I live deep in the suburbs, and while I appreciate the convenience of having useful amenities within walking distance, I can never truly relax surrounded by so many people. I struggle to commit fully to trances as even in my own home I could be and have been interrupted.

Some time ago, when walking home late one night I paused to enjoy the quiet and warm darkness.
I sat on the pavement with my back resting on a fence, legs tucked up and out of the way. The street was empty. Walking around the suburbs, I rarely see another human soul outside cars.
A man passing by stopped and asked if I was ok. I said I was fine but declined from further justifying my behavior; thinking him to be a responsible, concerned citizen. I did not wish to either lie or engage in a lengthy explanation.
In the moment that followed I realized it wasn’t compassion for my welfare that stopped him, but scorn. I was breaking a social norm; a cause for moral outrage.
‘It’s very weird. Sitting there in the dark. Very weird.’ I was at a loss for words at his tone and just dumbly agreed with a ‘Yep. Sure is.’
When I refused to engage further, he left in a huff. I wondered if he’d call the police.
It was a tiny microcosmic reflection of how much pushback I receive from society for merely existing. Much of the time I just wish to be invisible, but being an outsider removes my right to privacy and autonomy in the minds of many. The social panopticon of the suburbs leaves me feeling watched, scrutinised and judged. In the city I can sometimes disappear in a crowd, but suburbs are stark, territorial and judgemental; not a hive of blinkered workers but a landscape of tiny anxious kingdoms.

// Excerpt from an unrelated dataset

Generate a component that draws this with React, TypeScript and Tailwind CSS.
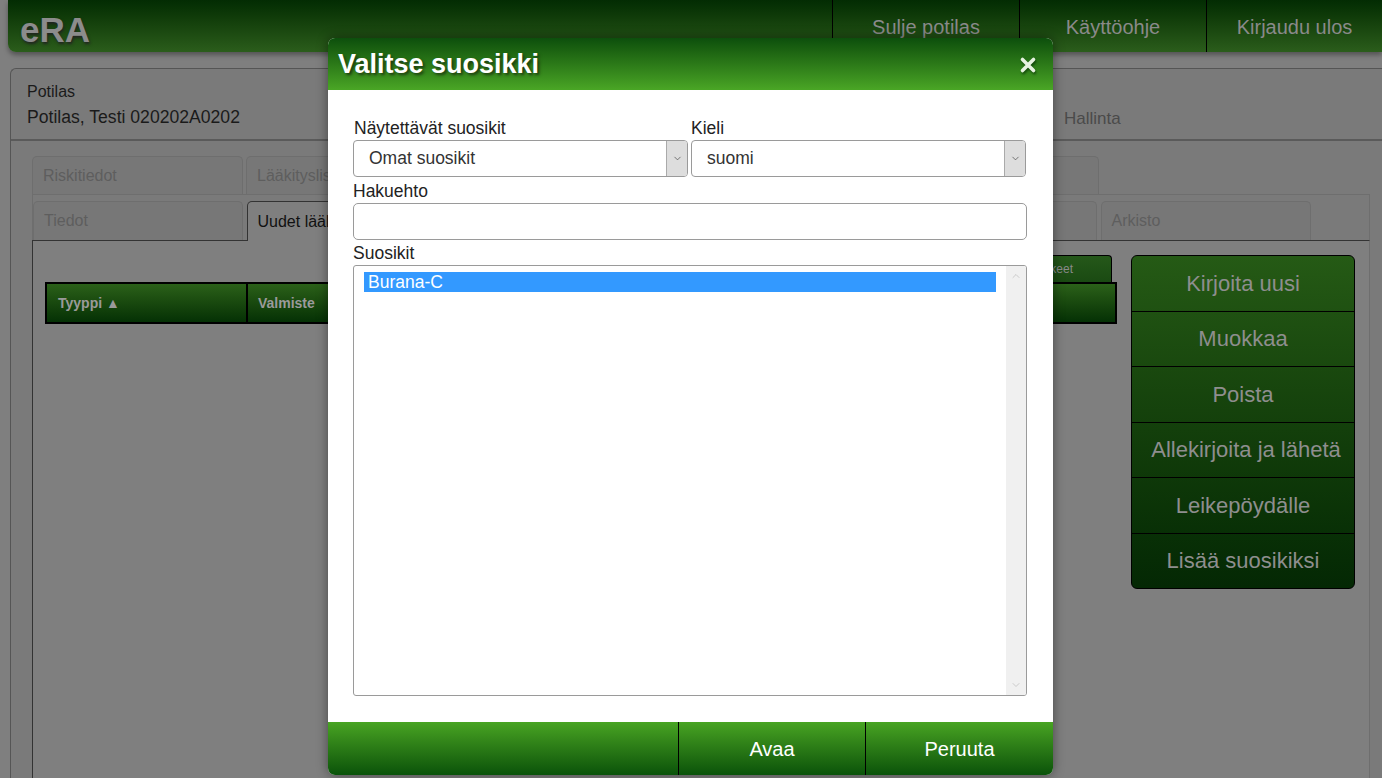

More recently pokemon go motivated me to walk to a place I was only fleetingly familiar with. An old racetrack converted to a park, with a man-made lake and vast lawns. It’s a friendly and engaging spot, raucous with birds. As I walked my thoughts turned to community, my own poverty and the private ownership of land.
Coming up a gentle hill on the return trip, I received a view of the shops I often visit from a different angle-how perspective changes things.

I paused looking at the remains of a dead tree; pondering how much science fiction idealistically divorces man from nature. An extension of the lie of endless, perfect suburbs. The total eradication of the wild, the untamed, in favour of wholly servile machines. Manufactured food and fake wood. It’s deeply troubling and unrealistic. I’ve never seen a farm on Star Trek.

Approaching the tree carefully, I touched it, gentle and loving. It was very tall, straight and old. I listened. It spoke. Dropping into a light trance I saw it was a native hardwood, uppermost branches kissed by the sun and whispering like ocean waves in the wind. It mourned the red-blooded creatures who had sheltered in its branches, who had died when it had been cut down.

The sound of a rustling plastic bag rudely snapped me back. A person had just passed me by, carrying their groceries home.
What they would have seen in me is a strange-looking person hugging a telephone pole.
It took a few minutes of self-talk to convince myself that even if they did see me (it was dark and I was wearing all black) that it doesn’t matter. I should not be embarrassed and ashamed. I have a right to exist, no matter how odd. The dangers of oppression are real but the walls are imaginary.

Nonetheless, snapping out of a trance state involuntarily leaves me jittery, disorientated and even woozy. The feeling that had caused me to shy away from trance work after one too many interruptions.
Like most people with PTSD I have a heightened startle response. The conversation with the tree was over, abrupt and jarring, like the lives of the creatures who had once sheltered in its embrace.